The New City Catechism — Week 13

The New City Catechism — Week 13

Question 1 — Can anyone keep the law of God perfectly?

Answer — Since the fall, no mere human has been able to keep the law of God perfectly, but consistently breaks it in thought, word, and deed.

 

Romans 3:10–12 (ESV)10as it is written: “None is righteous, no, not one; 11no one understands; no one seeks for God. 12All have turned aside; together they have become worthless; no one does good, not even one.”

 

On August 8, 1974 after a long and difficult political scandal that included the attempted cover up of the break-in of the Democratic National Committee headquarters, president Richard Nixon gave a speech declaring his intention to resign from the office of President of the United States. The speech given and the resignation came just one day before Nixon was expected to be impeached by the U.S. House of Representatives.

As Nixon leaves the White House, famously shown walking onto Marine One, the disgraced president exits as the most powerful man in the world and breaking the oath that he made to all the American people in thought, word, and deed.

History looks back at Nixon as the man who was fierce, arrogant, and would do anything to stay ahead of his political opponents. Often when history looks back at people of the past who made their mark on the world, it is often the negatives that are highlighted over the good they may have accomplished. It would be the same for Nixon. But when looking deeply at the state of the human condition, we can easily see that the President was and is a product of the fall  and sin is what prevents us from living up to the standard God has set before us.
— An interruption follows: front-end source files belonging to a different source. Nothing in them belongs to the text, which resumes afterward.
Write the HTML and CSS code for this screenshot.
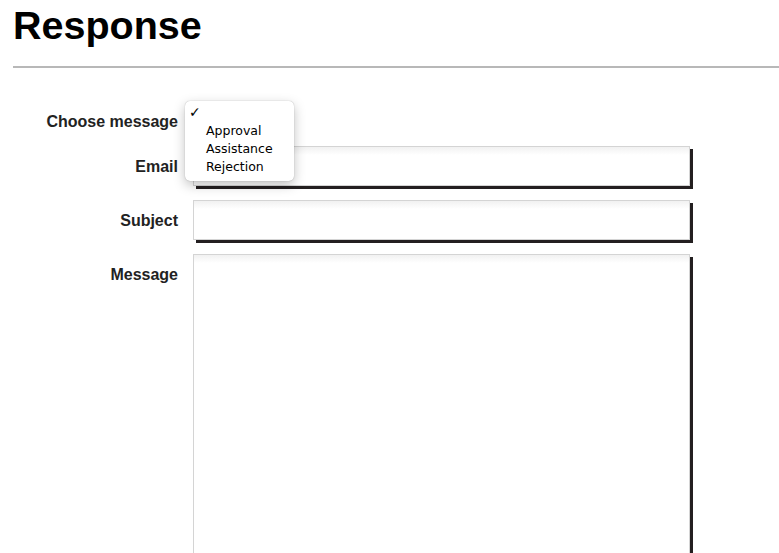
FILE: index.html
```html
<!DOCTYPE html>
<html>
<head>
<meta charset="utf-8">
<link rel="stylesheet" href="styles.css">
</head>
<body>
<div class="page">
  <h1 class="title">Response</h1>
  <hr class="rule">
  <form class="form">
    <label class="label">Choose message</label>
    <div class="select-wrap">
      <div class="select-box"></div>
      <ul class="menu">
        <li class="menu-item selected"><span class="check">✓</span></li>
        <li class="menu-item">Approval</li>
        <li class="menu-item">Assistance</li>
        <li class="menu-item">Rejection</li>
      </ul>
    </div>
    <label class="label">Email</label>
    <input class="field" type="text">
    <label class="label">Subject</label>
    <input class="field" type="text">
    <label class="label">Message</label>
    <textarea class="field area"></textarea>
  </form>
</div>
</body>
</html>
```

FILE: styles.css
```css
html, body {
  margin: 0;
  padding: 0;
  background: #ffffff;
  overflow: hidden;
}
.page {
  padding-left: 13px;
  font-family: "Liberation Sans", Arial, sans-serif;
}
.title {
  margin: 3px 0 0 0;
  font-size: 39.5px;
  font-weight: bold;
  color: #000;
  line-height: normal;
}
.rule {
  margin: 18px 0 0 0;
  border: 0;
  height: 2px;
  background: #b8b8b8;
}
.form {
  display: grid;
  grid-template-columns: 165px 497px;
  column-gap: 15px;
  row-gap: 14px;
  margin-top: 33px;
  align-items: start;
}
.label {
  font-size: 16px;
  font-weight: bold;
  color: #222;
  text-align: right;
  padding-top: 12px;
  line-height: normal;
}
.select-wrap {
  position: relative;
  height: 31px;
}
.select-box {
  height: 31px;
}
.menu {
  position: absolute;
  left: -8px;
  top: 0;
  width: 109px;
  margin: 0;
  padding: 3px 0 5px 0;
  list-style: none;
  background: #fff;
  border-radius: 5px;
  box-shadow: 0 0 1px rgba(0,0,0,0.35), 0 4px 12px rgba(0,0,0,0.25);
  font-family: "DejaVu Sans", "Lucida Grande", sans-serif;
  font-size: 12.5px;
  color: #000;
  z-index: 2;
}
.menu-item {
  height: 18px;
  line-height: 18px;
  padding-left: 21px;
  position: relative;
}
.check {
  position: absolute;
  left: 4px;
  top: -1px;
  font-size: 14px;
  font-weight: bold;
}
.field {
  box-sizing: border-box;
  width: 497px;
  height: 40px;
  margin: 0;
  border: 1px solid #d4d4d4;
  background: linear-gradient(#f1f1f1, #ffffff 8px);
  box-shadow: 3px 3px 0 #231f20;
  outline: none;
  font-family: "Liberation Sans", Arial, sans-serif;
  font-size: 14px;
  padding: 6px;
}
.area {
  height: 330px;
  resize: none;
  display: block;
}
```
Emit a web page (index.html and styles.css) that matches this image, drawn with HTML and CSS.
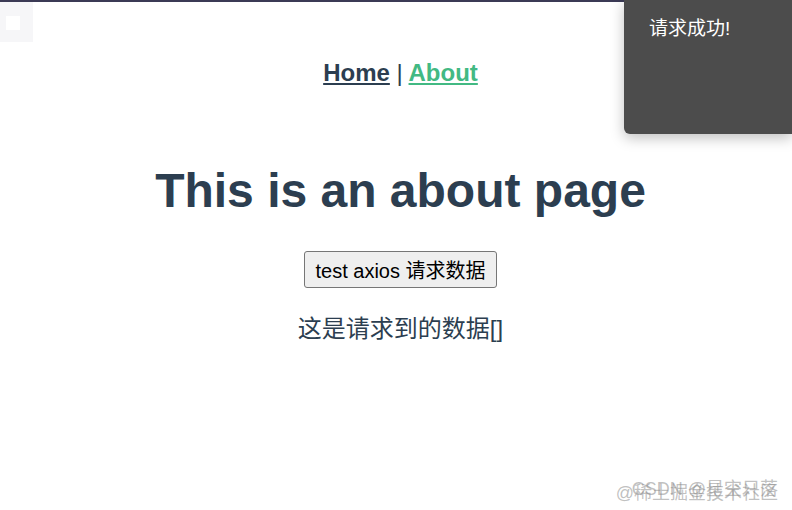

Can we keep the law of God perfectly? The simple answer is “no.” We cannot. Sin has corrupted and derailed what God made “good” in the garden. It prevents us living as part of God’s design. And that is where the NCC comes in to help us articulate what the Bible says about the human condition.

We break God’s law consistently. We break it with our thoughts. We break it with our words. We break it with our actions. We are fallen people who sin against God and man. If we were left to our own devices we would live and die in our sin. But the Bible is a book of hope. No mere human can keep the law of God. We couldn’t because we can’t. We sin and because of that sin, we are unable to do what is good, but always lean towards what is evil.

But that hope is found not in a mere human, but in the Son of God who comes and lives a perfect life for us so that we might one day be free of the constant sin we commit. God is gracious and loving and sent his son so that we might be saved from what we are prone to do. Through Christ, we are given relief from the sin in our lives. Through Christ we are redeemed from the sin in our lives. Through Christ we are saved from the death the sin in our lives produces.

Remember this—the Bible speaks to our condition so that we might know and not live in darkness. We are sinners, but that is no excuse to sin. We are sinners and need to be saved. That is where God in his mercy comes in—he sends his Son to do what we could not and be what we could never achieve so on our own, so that we might be with God and he might be with us!